Once again the tradition of using local builders with local materials was continued. Of course, such developments put the parish into debt, and even then did not satisfy the growing demand from parishioners for a second church more accessible to those who lived in Chorley town. A petition by the town’s Catholics to the Bishop gained his approval for a temporary chapel and school to be opened in 1845. In this same year, a mission was set up in a worshippers' meeting house in Leyland. The cost even then of running two schools was crippling and sadly the Weldbank day school had to close, causing difficulties for the Catholics in Weldbank, Coppull, Duxbury and Charnock Richard.

After a struggle to survive, St.

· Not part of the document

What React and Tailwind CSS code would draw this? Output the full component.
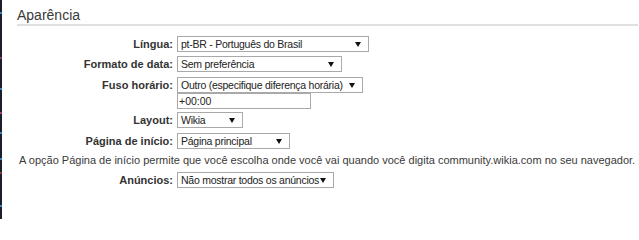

Mary’s School/Chapel (a two storey building) was opened in 1852. By 1854, Father Greenhalgh, now Canon, was made Dean of Chorley Deanery which had now grown to include Leyland and Clayton Green in the North, Orrell in the South, Hindley in the East and Wrightington in the West, and which encompassed the whole of Wigan town. No doubt the Canon had a sturdy, reliable horse to enable him to visit all these communities from time to time.

His parish building was completed by the establishment of the Church of St. Joseph at Anderton in 1863. This community had also grown with the industrial revolution and the support of the Stonor Family who gave the land for building the church, school and presbytery. It is interesting to note that the family firm of Catteralls, who built St. Joseph’s Church, also presented the three statues, Our Lady, St. Gregory and Christ carrying the cross, which feature prominently at the entrance of St. Gregory’s.

The Cemetery

It is sad to reflect that at this period the cemetery at St. Gregory’s had to be constantly extended to bury the increasing numbers of those dying from unhealthy living/working conditions.

The Coming of Dean Lennon

It appears that whatever the time or need at Weldbank, there has always been the leader/father figure/benefactor to meet particular circumstances. One such priest was Dean Lennon who, from 1870 to 1897, generously devoted so much of his ability, effort and personal fortune to the development of the religious, educational and social lives of the communities in Chorley. Seeing whatever the parish required, he used his own family wealth to provide it.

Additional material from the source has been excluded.